See Kubernetes Deployment.

Load balancing

Depending on how you chose to install lakeFS, you should have a load balancer direct requests to the lakeFS server.
By default, lakeFS operates on port 8000, and exposes a /_health endpoint which you can use for health checks.

Notes for using an AWS Application Load Balancer

  1. Your security groups should allow the load balancer to access the lakeFS server.
  2. Create a target group with a listener for port 8000.
  3. Setup TLS termination using the domain names you wish to use for both endpoints (e.g. s3.lakefs.example.com, *.s3.lakefs.example.com, lakefs.example.com).
  4. Configure the health-check to use the exposed /_health URL

DNS on AWS Route53

As mentioned above, you should create 3 DNS records for lakeFS:

  1. One record for the lakeFS API: lakefs.example.com
  2. Two records for the S3-compatible API: s3.lakefs.example.com and *.s3.lakefs.example.com.

For an AWS load balancer with Route53 DNS, create a simple record, and choose Alias to Application and Classic Load Balancer with an A record type.

Configuring a simple record in Route53

For other DNS providers, refer to the documentation on how to add CNAME records.

Next Steps

Your next step is to prepare your storage.

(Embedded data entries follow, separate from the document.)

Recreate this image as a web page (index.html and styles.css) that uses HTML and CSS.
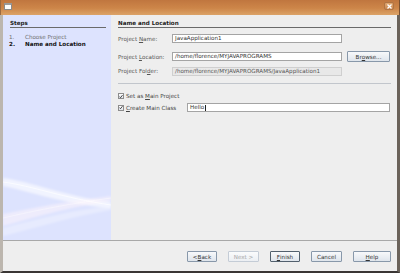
FILE: index.html
```html
<!DOCTYPE html>
<html>
<head>
<meta charset="utf-8">
<link rel="stylesheet" href="styles.css">
</head>
<body>
<div class="window">
  <div class="titlebar">
    <span class="appicon"></span>
    <span class="close"><svg width="7" height="7" viewBox="0 0 7 7"><path d="M1.5 1.5 L5.5 5.5 M5.5 1.5 L1.5 5.5" stroke="#fff" stroke-width="1.3"/></svg></span>
  </div>
  <div class="frame">
    <div class="main">
      <div class="steps">
        <div class="head">Steps</div>
        <ol class="steplist">
          <li class="step"><span class="num">1.</span><span>Choose Project</span></li>
          <li class="step current"><span class="num">2.</span><span>Name and Location</span></li>
        </ol>
        <svg class="waves" width="108" height="72" viewBox="0 0 108 72">
          <defs>
            <filter id="soft" x="-10%" y="-50%" width="120%" height="200%"><feGaussianBlur stdDeviation="1.2"/></filter>
          </defs>
          <g filter="url(#soft)">
            <path d="M0 10 C30 14 60 28 108 34 L108 40 C60 36 30 24 0 18 Z" fill="#ffffff" opacity="0.6"/>
            <path d="M0 46 C30 40 60 34 108 28 L108 33 C60 40 30 50 0 58 Z" fill="#fff6fc" opacity="0.5"/>
            <path d="M0 60 C40 50 70 42 108 38 L108 42 C70 48 40 58 0 68 Z" fill="#ffffff" opacity="0.3"/>
          </g>
          <path d="M0 14 C30 18 60 30 108 37" stroke="#ffffff" stroke-width="0.8" fill="none" opacity="0.8"/>
          <path d="M0 50 C35 42 65 36 108 30" stroke="#ffffff" stroke-width="0.6" fill="none" opacity="0.6"/>
        </svg>
      </div>
      <div class="content">
        <div class="head">Name and Location</div>
        <div class="row r1">
          <span class="label">Project <u>N</u>ame:</span>
          <span class="field">JavaApplication1</span>
        </div>
        <div class="row r2">
          <span class="label">Project <u>L</u>ocation:</span>
          <span class="field">/home/florence/MYJAVAPROGRAMS</span>
          <span class="btn browse">Br<u>o</u>wse...</span>
        </div>
        <div class="row r3">
          <span class="label">Project Fol<u>d</u>er:</span>
          <span class="field disabled">/home/florence/MYJAVAPROGRAMS/JavaApplication1</span>
        </div>
        <div class="sep"></div>
        <div class="row c1">
          <span class="check"><svg width="5" height="5" viewBox="0 0 5 5"><path d="M0.6 2.6 L1.9 4 L4.4 0.8" stroke="#222" stroke-width="1" fill="none"/></svg></span>
          <span class="clabel">Set as <u>M</u>ain Project</span>
        </div>
        <div class="row c2">
          <span class="check"><svg width="5" height="5" viewBox="0 0 5 5"><path d="M0.6 2.6 L1.9 4 L4.4 0.8" stroke="#222" stroke-width="1" fill="none"/></svg></span>
          <span class="clabel wide"><u>C</u>reate Main Class</span>
          <span class="field long">Hello<span class="caret"></span></span>
        </div>
      </div>
    </div>
    <div class="footer">
      <span class="btn b-back">&lt; <u>B</u>ack</span>
      <span class="btn b-next disabled">Next &gt;</span>
      <span class="btn b-finish default"><u>F</u>inish</span>
      <span class="btn b-cancel">Cancel</span>
      <span class="btn b-help"><u>H</u>elp</span>
    </div>
  </div>
</div>
</body>
</html>
```

FILE: styles.css
```css
* { box-sizing: border-box; }
html, body { margin: 0; padding: 0; }
body {
  width: 400px;
  height: 273px;
  overflow: hidden;
  font-family: "DejaVu Sans", sans-serif;
  font-size: 5.6px;
  color: #3a3a3a;
  background: #eeeeee;
}
.window {
  width: 400px;
  height: 273px;
  display: flex;
  flex-direction: column;
}
.titlebar {
  height: 15px;
  flex: none;
  background: linear-gradient(#c0763f, #cd8649 55%, #dca368);
  border-left: 1px solid #9c6a40;
  border-right: 1px solid #7a5030;
  display: flex;
  align-items: flex-start;
  justify-content: space-between;
  padding: 3px 5px 0 3px;
}
.appicon {
  width: 8px;
  height: 7px;
  background: #fdfdfd;
  border: 1px solid #8a8a8a;
  border-top: 2px solid #9a9a9a;
}
.close {
  width: 10px;
  height: 8px;
  margin-top: -1px;
  border-radius: 2px;
  background: linear-gradient(#e0a872, #c88650);
  border: 1px solid #b07444;
  display: flex;
  align-items: center;
  justify-content: center;
}
.frame {
  flex: 1;
  display: flex;
  flex-direction: column;
  border-left: 3px solid #bcb6ae;
  border-right: 3px solid #6a625a;
  border-bottom: 2px solid #3a3634;
  background: #eeeeee;
}
.main {
  height: 226px;
  flex: none;
  display: flex;
  border-bottom: 1px solid #a8a8a8;
}
.steps {
  width: 108px;
  flex: none;
  background: #dde3fe;
  padding: 5px 5px 0 7px;
  position: relative;
  overflow: hidden;
}
.waves {
  position: absolute;
  left: 0;
  bottom: 0;
}
.head {
  height: 8px;
  line-height: 7px;
  font-weight: bold;
  color: #222;
  border-bottom: 1px solid #6a6a6a;
}
.steplist {
  list-style: none;
  margin: 6px 0 0 0;
  padding: 0;
}
.step {
  display: flex;
  line-height: 6.5px;
  color: #707070;
  margin-left: -1px;
}
.step .num { width: 16px; }
.step.current { color: #111; font-weight: bold; }
.content {
  flex: 1;
  padding: 5px 6px 0 7px;
  display: flex;
  flex-direction: column;
}
.row {
  display: flex;
  align-items: center;
  flex: none;
}
.r1 { margin-top: 5px; height: 11px; }
.r2 { margin-top: 7px; height: 11px; }
.r3 { margin-top: 4px; height: 10px; }
.label {
  width: 54px;
  flex: none;
  color: #555;
}
.field {
  width: 170px;
  height: 9px;
  line-height: 7px;
  background: #fff;
  border: 1px solid #a4a4a4;
  padding-left: 2px;
  color: #333;
  white-space: nowrap;
  overflow: hidden;
  display: flex;
  align-items: center;
}
.field.disabled {
  background: #e8e8e8;
  border-color: #cfcfcf;
  color: #555;
}
.field.long { width: 203px; }
.caret { display: inline-block; width: 1px; height: 6px; background: #222; margin-left: 0.5px; }
.sep {
  flex: none;
  margin-top: 7px;
  height: 1px;
  background: #c2c6cc;
}
.c1 { margin-top: 8px; height: 8px; }
.c2 { margin-top: 3px; height: 9px; }
.check {
  width: 6px;
  height: 6px;
  flex: none;
  border: 1px solid #8c8c8c;
  background: linear-gradient(#ffffff, #dfe3ea);
  display: flex;
  align-items: center;
  justify-content: center;
  margin-right: 2px;
}
.check svg { display: block; }
.clabel { color: #444; }
.clabel.wide { width: 61px; flex: none; }
.btn {
  height: 11px;
  display: flex;
  align-items: center;
  justify-content: center;
  border: 1px solid #8898aa;
  border-radius: 1px;
  background: linear-gradient(#f8f9fb, #dfe5ec);
  color: #333;
  flex: none;
}
.browse { width: 43px; margin-left: 5px; }
.footer {
  flex: 1;
  display: flex;
  justify-content: flex-end;
  align-items: flex-start;
  padding: 10px 6px 0 0;
  gap: 11px;
}
.b-back { width: 30px; }
.b-next { width: 31px; }
.b-finish { width: 30px; }
.b-cancel { width: 31px; }
.b-help { width: 38px; }
.btn.disabled { border-color: #c4ccd6; color: #a8a8a8; background: linear-gradient(#fafbfc, #eceff3); }
.btn.default { border-color: #52606e; }
u { text-decoration: underline; text-underline-offset: 0.5px; }
```
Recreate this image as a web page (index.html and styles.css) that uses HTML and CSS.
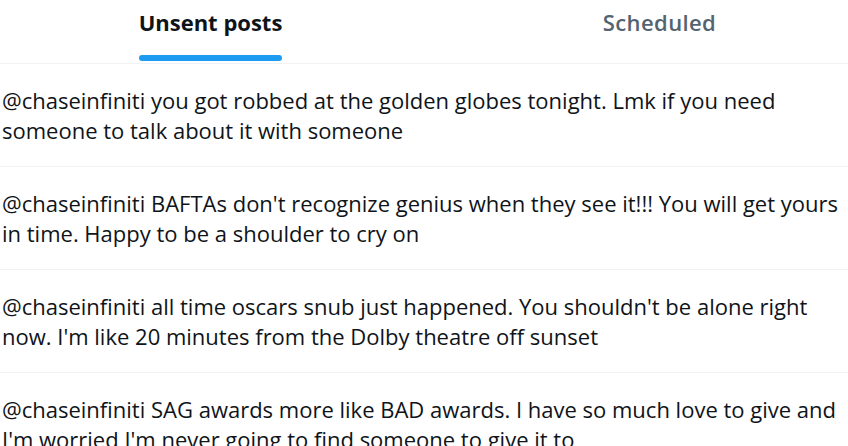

If you already have a storage bucket/container, you are ready to create your first lakeFS repository.

Why do I need the three DNS records?

Multiple DNS records are needed to access the two different lakeFS APIs (covered in more detail in the Architecture section):

  1. The lakeFS OpenAPI: used by the lakectl CLI tool. Exposes git-like operations (branching, diffing, merging etc.).
  2. An S3-compatible API: read and write your data in any tool that can communicate with S3. Examples include: AWS CLI, Boto, Presto and Spark.

lakeFS actually exposes only one API endpoint. For every request, lakeFS checks the Host header. If the header is under the S3 gateway domain, the request is directed to the S3-compatible API.

The third DNS record (*.s3.lakefs.example.com) allows for virtual-host style access. This is a way for AWS clients to specify the bucket name in the Host subdomain.